Some people keep messy houses, yes, but there is something called courtesy and etiquette and perhaps another word my pregnancy brain cannot think of right now when I think of how we should treat public bathrooms.
Shouldn't we treat them with respect? If we all were neat and tidy when we used them, wouldn't the world be a slightly better place? This is for the restroom in the rest stop as well as your office loo.
Women commit serious bathroom crimes...perhaps even worse than men. But why? No one may ever know the psyche behind it, but let's have a good laugh, shall we? Maybe we can help spread the word...and the clean.
I read this post on Jezebel and had a good laugh. The writer, Sadie, points out that we are bad citizens.
Here's my list for the worst bathroom crimes and suggestions for bathroom etiquette inspired by Sadie's list plus a few extra...
- Not rolling up your used sanitary pads and tampons in toilet paper before throwing away. Other women have to open that disposer, too. We don't need to know about your flow.
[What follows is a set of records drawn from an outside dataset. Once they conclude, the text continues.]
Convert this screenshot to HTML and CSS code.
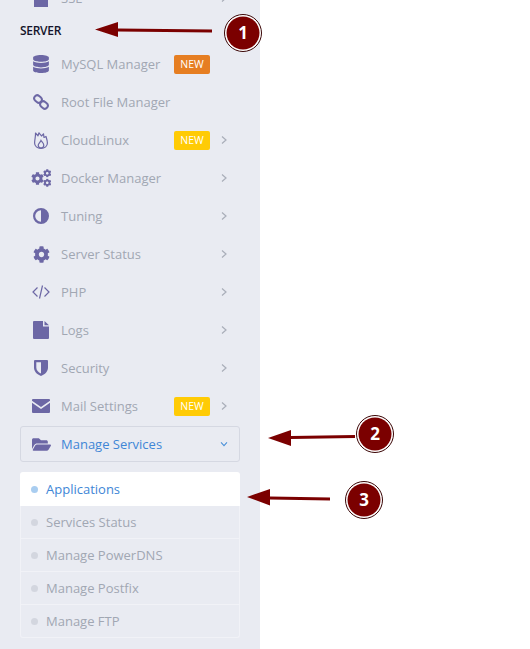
FILE: index.html
```html
<!DOCTYPE html>
<html lang="en">
<head>
<meta charset="utf-8">
<title>Server menu</title>
<link rel="stylesheet" href="styles.css">
</head>
<body>
<svg class="defs" width="0" height="0" aria-hidden="true">
  <defs>
    <symbol id="cog" viewBox="0 0 512 512"><path d="M487.4 315.7l-42.6-24.6c4.3-23.2 4.3-47 0-70.2l42.6-24.6c4.9-2.8 7.1-8.6 5.5-14-11.1-35.6-30-67.8-54.7-94.6-3.8-4.1-10-5.1-14.8-2.3L380.8 110c-17.9-15.4-38.5-27.3-60.8-35.1V25.8c0-5.6-3.9-10.5-9.4-11.7-36.7-8.2-74.3-7.8-109.2 0-5.5 1.2-9.4 6.1-9.4 11.7V75c-22.2 7.9-42.8 19.8-60.8 35.1L88.7 85.5c-4.9-2.8-11-1.9-14.8 2.3-24.7 26.7-43.6 58.9-54.7 94.6-1.7 5.4.6 11.2 5.5 14L67.3 221c-4.3 23.2-4.3 47 0 70.2l-42.6 24.6c-4.9 2.8-7.1 8.6-5.5 14 11.1 35.6 30 67.8 54.7 94.6 3.8 4.1 10 5.1 14.8 2.3l42.6-24.6c17.9 15.4 38.5 27.3 60.8 35.1v49.2c0 5.6 3.9 10.5 9.4 11.7 36.7 8.2 74.3 7.8 109.2 0 5.5-1.2 9.4-6.1 9.4-11.7v-49.2c22.2-7.9 42.8-19.8 60.8-35.1l42.6 24.6c4.9 2.8 11 1.9 14.8-2.3 24.7-26.7 43.6-58.9 54.7-94.6 1.5-5.5-.7-11.3-5.6-14.1zM256 336c-44.1 0-80-35.9-80-80s35.9-80 80-80 80 35.9 80 80-35.9 80-80 80z"/></symbol>
    <symbol id="chev" viewBox="0 0 8 10"><path d="M2 1.500 6 5 2 8.500" fill="none" stroke="currentColor" stroke-width="1.200"/></symbol>
  </defs>
</svg>
<div class="stage">
  <nav class="sidebar">
    <a class="row row-clipped">
      <span class="ico"><svg viewBox="0 0 18 18" width="18" height="18"><path d="M2 0h14v18H2z"/></svg></span>
      <span class="label">SSL</span>
      <svg class="chev"><use href="#chev"/></svg>
    </a>
    <h2 class="heading">SERVER</h2>

    <a class="row">
      <span class="ico"><svg viewBox="0 0 448 512" width="16" height="18"><path d="M448 73.143v45.714C448 159.143 347.667 192 224 192S0 159.143 0 118.857V73.143C0 32.857 100.333 0 224 0s224 32.857 224 73.143zM448 176v102.857C448 319.143 347.667 352 224 352S0 319.143 0 278.857V176c48.125 33.143 136.208 48.572 224 48.572S399.874 209.143 448 176zm0 160v102.857C448 479.143 347.667 512 224 512S0 479.143 0 438.857V336c48.125 33.143 136.208 48.572 224 48.572S399.874 369.143 448 336z"/></svg></span>
      <span class="label">MySQL Manager</span>
      <span class="badge badge-orange">NEW</span>
      <span class="chev-gap"></span>
    </a>
    <a class="row">
      <span class="ico"><svg viewBox="0 0 16 16" width="16" height="16"><g class="line-2"><rect x="1" y="2" width="8" height="6" rx="3" transform="rotate(40 5 5)"/><rect x="7" y="8" width="8" height="6" rx="3" transform="rotate(40 11 11)"/></g></svg></span>
      <span class="label">Root File Manager</span>
    </a>
    <a class="row">
      <span class="ico"><svg viewBox="0 0 14 17" width="14" height="17"><g class="line-1"><path stroke-linejoin="round" d="M1.500 1 4 3.800 5 .8 7.500 4 9.500 1.800 10 5.500 12 4.500C12.800 7 13.400 8.800 13.400 11 13.400 14.200 10.800 16.400 7 16.400S.6 14.200.6 11C.6 7.500 1.800 4.500 1.500 1z"/><path d="M7 8.500C7.800 10 9.800 11 9.800 13.300 9.800 15 8.600 16 7 16S4.200 15 4.200 13.300C4.200 11.500 6.300 10.300 7 8.500z"/></g></svg></span>
      <span class="label">CloudLinux</span>
      <span class="badge badge-yellow">NEW</span>
      <svg class="chev"><use href="#chev"/></svg>
    </a>
    <a class="row">
      <span class="ico"><svg viewBox="0 0 20 18" width="20" height="18"><use href="#cog" x="0" y="3" width="13" height="13"/><use href="#cog" x="12" y="0" width="8.500" height="8.500"/><use href="#cog" x="12" y="9.500" width="8.500" height="8.500"/></svg></span>
      <span class="label">Docker Manager</span>
      <svg class="chev"><use href="#chev"/></svg>
    </a>
    <a class="row">
      <span class="ico"><svg viewBox="0 0 16 16" width="16" height="16"><path fill-rule="evenodd" d="M8 0a8 8 0 1 1 0 16A8 8 0 0 1 8 0zm0 2.200a5.800 5.800 0 0 0 0 11.600z"/></svg></span>
      <span class="label">Tuning</span>
      <svg class="chev"><use href="#chev"/></svg>
    </a>
    <a class="row">
      <span class="ico"><svg width="17" height="17"><use href="#cog"/></svg></span>
      <span class="label">Server Status</span>
      <svg class="chev"><use href="#chev"/></svg>
    </a>
    <a class="row">
      <span class="ico"><svg viewBox="0 0 18 14" width="18" height="14"><g class="line-1"><path d="M5.500 2.500 1 7l4.500 4.500M12.500 2.500 17 7l-4.500 4.500M10.500.5l-3 13"/></g></svg></span>
      <span class="label">PHP</span>
      <svg class="chev"><use href="#chev"/></svg>
    </a>
    <a class="row">
      <span class="ico"><svg viewBox="0 0 16 18" width="16" height="18"><path d="M1 0h9v5.500h6V17a1 1 0 0 1-1 1H1a1 1 0 0 1-1-1V1a1 1 0 0 1 1-1zm10.500 0L16 4.200h-4.500z"/></svg></span>
      <span class="label">Logs</span>
      <svg class="chev"><use href="#chev"/></svg>
    </a>
    <a class="row">
      <span class="ico"><svg viewBox="0 0 14 16" width="14" height="16"><path fill-rule="evenodd" d="M1 0h12a1 1 0 0 1 1 1v6.500c0 4-3 7-7 8.500-4-1.500-7-4.500-7-8.500V1a1 1 0 0 1 1-1zm6 2.300H2.300v5.200c0 2.800 2 4.800 4.700 6.100z"/></svg></span>
      <span class="label">Security</span>
      <svg class="chev"><use href="#chev"/></svg>
    </a>
    <a class="row">
      <span class="ico"><svg viewBox="0 0 18 14" width="18" height="14"><path d="M1 0h16a1 1 0 0 1 1 1v.8L9 8 0 1.800V1a1 1 0 0 1 1-1zM0 3.800 9 10l9-6.200V13a1 1 0 0 1-1 1H1a1 1 0 0 1-1-1z"/></svg></span>
      <span class="label">Mail Settings</span>
      <span class="badge badge-yellow">NEW</span>
      <svg class="chev"><use href="#chev"/></svg>
    </a>

    <a class="row row-open">
      <span class="ico"><svg viewBox="0 0 576 512" width="19" height="17"><path d="M572.694 292.093L500.27 416.248A63.997 63.997 0 0 1 444.989 448H45.025c-18.523 0-30.064-20.093-20.731-36.093l72.424-124.155A64 64 0 0 1 152 256h399.964c18.523 0 30.064 20.093 20.73 36.093zM152 224h328v-48c0-26.51-21.49-48-48-48H272l-64-64H48C21.49 64 0 85.49 0 112v278.046l69.077-118.418C86.214 242.25 117.989 224 152 224z"/></svg></span>
      <span class="label">Manage Services</span>
      <svg class="chev chev-down"><use href="#chev"/></svg>
    </a>

    <ul class="sub">
      <li class="sub-item sub-active"><i class="dot"></i>Applications</li>
      <li class="sub-item"><i class="dot"></i>Services Status</li>
      <li class="sub-item"><i class="dot"></i>Manage PowerDNS</li>
      <li class="sub-item"><i class="dot"></i>Manage Postfix</li>
      <li class="sub-item"><i class="dot"></i>Manage FTP</li>
    </ul>
  </nav>

  <svg class="notes" width="530" height="649" viewBox="0 0 530 649">
    <g class="note-arrow">
      <path d="M95 29.500 118 22v6.500l94 1v3l-94-1V37z"/>
      <path d="M268 438 291 430v6l64-1v3l-64 1v7z"/>
      <path d="M247 497 270 489v7.500l60 1v3l-60-1v6z"/>
    </g>
    <g class="note-badge">
      <circle class="ring" cx="243" cy="33" r="18.500"/><circle class="disc" cx="243" cy="33" r="16.500"/><text x="243" y="39">1</text>
      <circle class="ring" cx="375" cy="434" r="18.500"/><circle class="disc" cx="375" cy="434" r="16.500"/><text x="375" y="440">2</text>
      <circle class="ring" cx="364" cy="500" r="18.500"/><circle class="disc" cx="364" cy="500" r="16.500"/><text x="364" y="506">3</text>
    </g>
  </svg>
</div>
</body>
</html>
```
FILE: styles.css
```css
* { box-sizing: border-box; }
html, body { margin: 0; padding: 0; background: #fff; }
body { width: 530px; height: 649px; overflow: hidden; font-family: "Open Sans", "Liberation Sans", sans-serif; }
.defs { position: absolute; }
.stage { position: relative; width: 530px; height: 649px; overflow: hidden; }
.sidebar { width: 260px; height: 649px; background: #e9ebf2; display: flex; flex-direction: column; overflow: hidden; }
.row { height: 38px; margin: 0 20px; padding: 0 0 0 10px; display: flex; align-items: center; font-size: 13px; color: #a1a7b3; flex: none; }
.row-clipped { margin-top: -21px; }
.ico { width: 22px; flex: none; display: flex; align-items: center; justify-content: center; margin-right: 9px; }
.ico svg { fill: #6c67a5; display: block; }
.line-1, .line-2 { fill: none; stroke: #6c67a5; }
.line-1 { stroke-width: 1.200; }
.line-2 { stroke-width: 2; }
.label { flex: 1; white-space: nowrap; }
.heading { height: 28px; margin: 0 0 0 20px; font-size: 12px; font-weight: 600; letter-spacing: -0.3px; line-height: 27px; color: #14142b; flex: none; }
.badge { width: 36px; height: 19px; margin-right: 10px; border-radius: 2px; color: #fff; font-size: 10.500px; line-height: 19px; text-align: center; flex: none; }
.badge-orange { background: #e67e22; }
.badge-yellow { background: #ffcb05; }
.chev { width: 8px; height: 10px; color: #a9aeb9; margin-right: 12px; flex: none; }
.chev-gap { width: 20px; flex: none; }
.chev-down { color: #4a90d9; transform: rotate(90deg) scale(.85); }
.row-open { height: 36px; margin-top: 1px; margin-bottom: 10px; border: 1px solid #d5d8e2; border-radius: 3px; padding-left: 9px; }
.row-open .label { color: #4086d6; }
.row-open .chev { margin-right: 11px; }
.sub { list-style: none; margin: 0 20px; padding: 0; flex: none; }
.sub-item { height: 33px; padding-left: 11px; display: flex; align-items: center; font-size: 13px; color: #a1a7b3; border: 1px solid #f1f2f7; border-width: 0 1px 1px; }
.sub-item:last-child { border-radius: 0 0 3px 3px; }
.sub-active { height: 34px; background: #fff; color: #4086d6; border: 0; border-radius: 3px 3px 0 0; }
.dot { width: 7px; height: 7px; border-radius: 50%; background: #d3d6df; margin-right: 8px; flex: none; }
.sub-item:not(.sub-active) .dot { margin-left: -1px; }
.sub-active .dot { background: #a9cdf0; }
.notes { position: absolute; left: 0; top: 0; pointer-events: none; }
.note-arrow path { fill: #7b0000; }
.ring { fill: #fff; stroke: #3a0505; stroke-width: 1; }
.disc { fill: #7b0000; }
.note-badge text { fill: #fff; font-family: "Open Sans", sans-serif; font-weight: 700; font-size: 17px; text-anchor: middle; }
```
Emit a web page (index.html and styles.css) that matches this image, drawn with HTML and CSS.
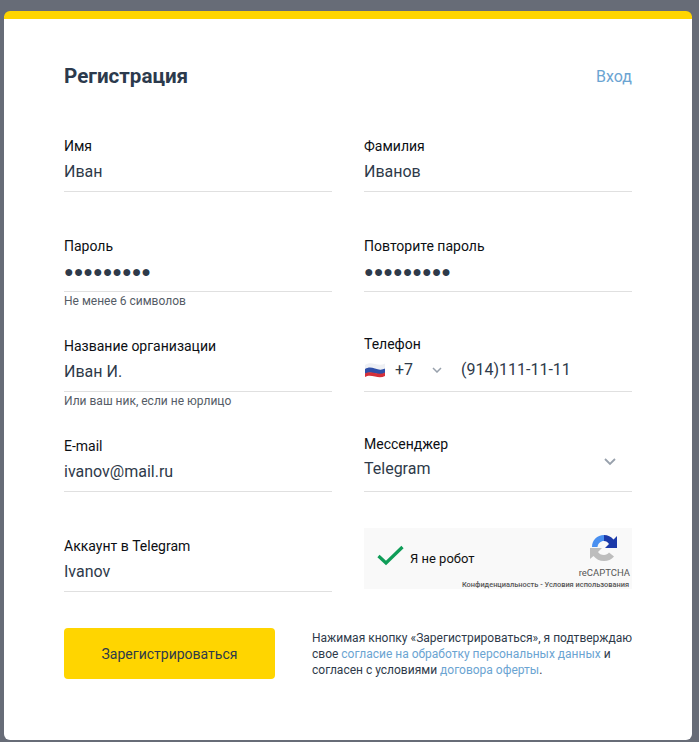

- Not fully flushing. Can't you check to make sure it all went down?
- Lingering too long if others are in a stall taking care of business.
- Leaving toilet paper or seat guards everywhere.
- As Jezebel calls it, TP Sabotage -- not letting the next woman know there is no toilet paper in the stall.
- Pushing on a stall door without checking for feet. Come on! I'm crouching while holding my purse, my panties from hitting the floor, and I'm situated just so my jeans don't touch the puddle of who knows what under my feet -- I can't hold the door that well.
- Not washing your hands...properly.
- Not paying attention to personal space. If there is more than two stalls, use the one furthest away from the occupied stall.
- Talking while peeing. I personally can talk and pee, but some people can't and don't like to. Good to keep in mind.
- Show respect for the person who is obviously doing a number 2. I don't need to explain, right?
- Speaking of number 2, courtesy flushes work wonders. A courtesy flush is a flush during the act to prevent odor.
- And perhaps the most annoying, yet oh so true rhyme: If you sprinkle when you tinkle, please be neat and wipe the seat.
Have more bathroom crimes to add? Please share!